Mr Swinscoe’s daughter, Julie, now aged 82, said on Thursday that she “doesn’t want to go to her grave” not knowing what happened to her “loving and hard-working dad”.

She said: “I was 25 at the time, a factory worker and I remember coming home one day from work and people saying they couldn’t find dad. He had gone missing, and the police were searching.

“We all thought it was very mysterious, but we thought he would turn up. It does make you wonder how we did cope through all these years because it has always stayed with us as a family.

“Where did dad go?

“We never expected that the remains found in Sutton would be him. I practically went hysterical.

“I said: ‘he can’t have lay in that field for 56 years and no one could find him until now'. It’s just so horrible. I would like to think I could die knowing the truth.

“I am 82 now and I could go myself at any time.”

She added: “We might be able to now give my dad the funeral he deserves but we don’t have the answers we desperately want.

“Someone killed my dad and I want to know why. I need to know why.”

Police believe Mr Swinscoe was drinking with his two sons and friends at the Pinxton Miners Arms in Church Street West, which has since been converted into a house but is a short drive from where his remains were found.

He was last seen at around 10.30pm when he gave his son, Gary, who died in 2012, some money to buy a round and went outside to use the toilet, but never returned.

Mr Swinscoe grandson Russell, 60, who now works for St John’s Ambulance, said: “I was the closest nephew to Gary as he passed on his love of pigeon racing to me in the 1970s and 80s.

“I think it is in the blood. He doted on my grandad. He always said what a great pigeon racer he was. They had a shared passion for it.

“His disappearance haunted my uncle Gary his whole life. He went to his grave never knowing what happened.

“He wouldn’t let it go, especially as he was in the pub with him the night he went missing. He just remembers his dad giving him a 10 bob note – telling him to get a round and then never ever seeing him again.

“We would go back to Pinxton at the time and even search down disused wells and even hired a private detective near the end.

“It completely broke him, never knowing what happened to his dad. I want justice for Gary because he tried so hard to get answers. It tormented him up until the day he died. We are going to bury Alfred in Sutton next to uncle Gary.
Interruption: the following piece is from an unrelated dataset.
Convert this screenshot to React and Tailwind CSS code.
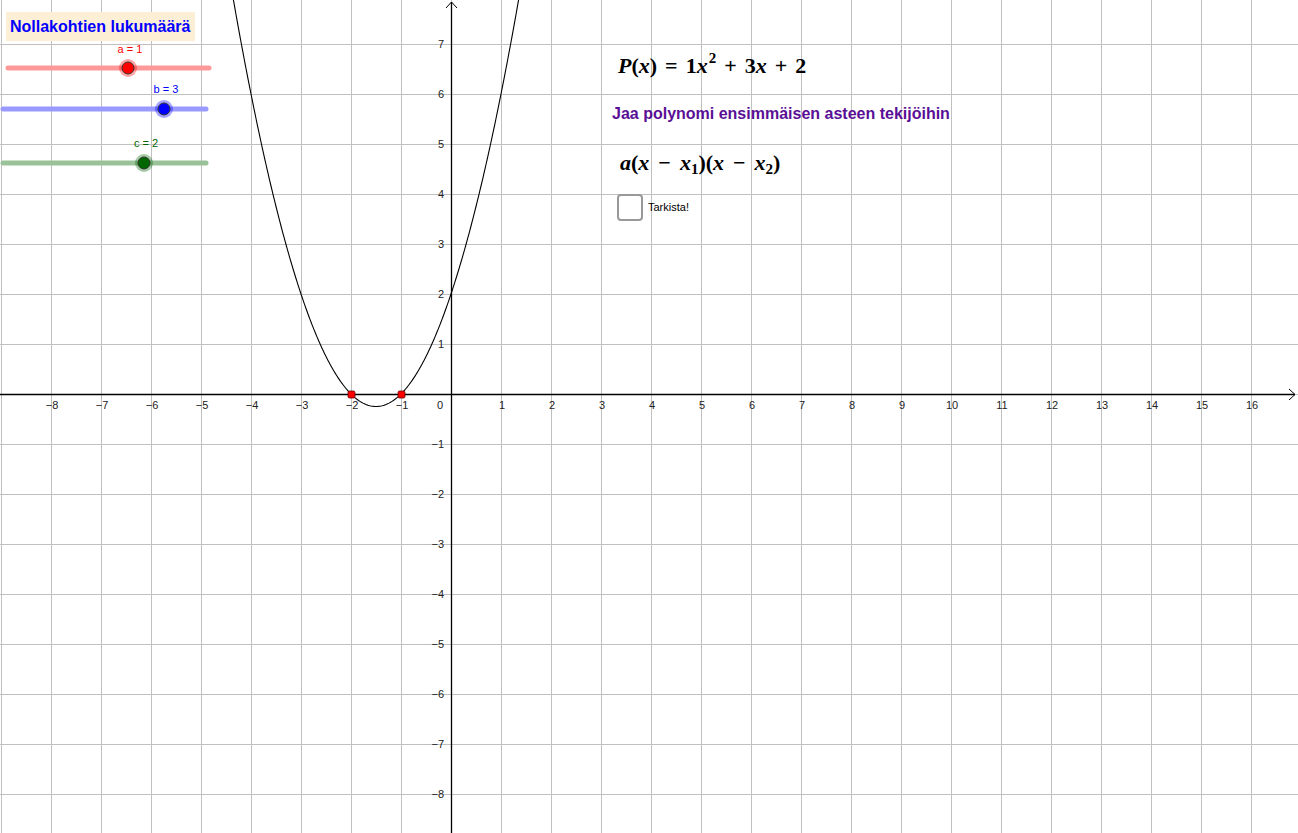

It is time this old miner came home.

“It’s like what pigeon racers would say ‘It has been a long hold-over, it has been a smash-up of a race, but the old bird has finally clocked in.

“And for those who don’t know what that means – it means he has finally come home.”

Police said further tests are to be carried out on the remains, and clothes found with them including two socks and a shoe.

Assistant Chief Constable Rob Griffin said the investigation was moving “at speed” and urged anyone with information to contact the force online.

Mr Swinscoe had worked at the Langton Colliery from the age of 14 and worked as a “cutter”, known for operating a machine that cut large chunks of coal out of the coal face for others to then break down, and was last seen at work on January 20 1967.

He had the nickname of Sparrow and was known as the “Champion Pigeon Man of Pinxton” due to his love of pigeon racing.

Four of Mr Swinscoe's six children are also still alive.